Quantifying how Surface Complexity Influences Properties of the Solar Corona and Solar Wind
Caroline L. Evans, Cooper Downs, Donald Schmit
TL;DR
Addresses how photospheric boundary resolution affects the global coronal magnetic field and heating using a data-constrained MHD model MAS with WTD heating. Applies spherical harmonic decomposition to separate spatial scales across three effective resolutions, analyzing the magnetic field, squashing factor Q, and heating from the photosphere to the middle corona ($\le 3\,R_\odot$). Findings show small-scale photospheric flux boosts heating across scales; the best resolution yields about $40\%$ more heating than the base, and higher resolution fragments magnetic flux domains (higher-$\ell$ power in Q and heating) while large-scale structure converges by $3\,R_\odot$. Implications: low-resolution models may miss essential heating drivers and connectivity, guiding future modeling and subgrid parameterizations to account for unresolvable surface flux.
Abstract
The Sun's magnetic field is a key driver in coronal heating and consequently solar wind acceleration.
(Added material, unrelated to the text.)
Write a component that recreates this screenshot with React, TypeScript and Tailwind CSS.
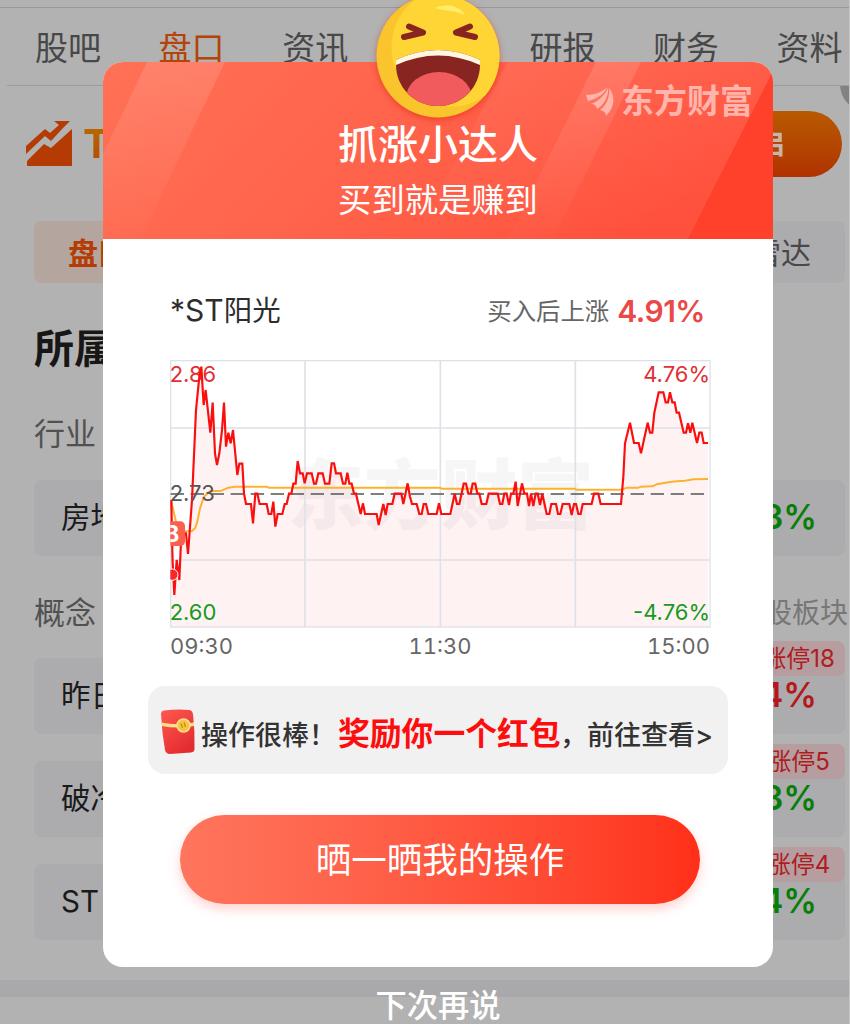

Remote measurement of the photosphere provides the magnetic surface boundary condition necessary for data-constrained 3D global coronal models. With one such model, we explore how the spatial resolution of the surface boundary condition influences the global properties of the magnetic field and coronal heating. Using spherical harmonic decomposition, we quantify how three different resolution simulations vary in the low and middle corona. Through examination of the magnetic field, the squashing factor, and the heating rate, we demonstrate that small-scale photospheric magnetic flux enhances heating across spatial regimes. We calculate 40% more heating in our best resolution simulation as compared to our base resolution. We describe a strong correlation between the structure of the magnetic field and structure of the heating rate in the low corona across resolutions. These results provide key information as to what more efficient, low-resolution models might inherently miss. This can provide context to incorporate the effects of unresolvable features in future modeling efforts.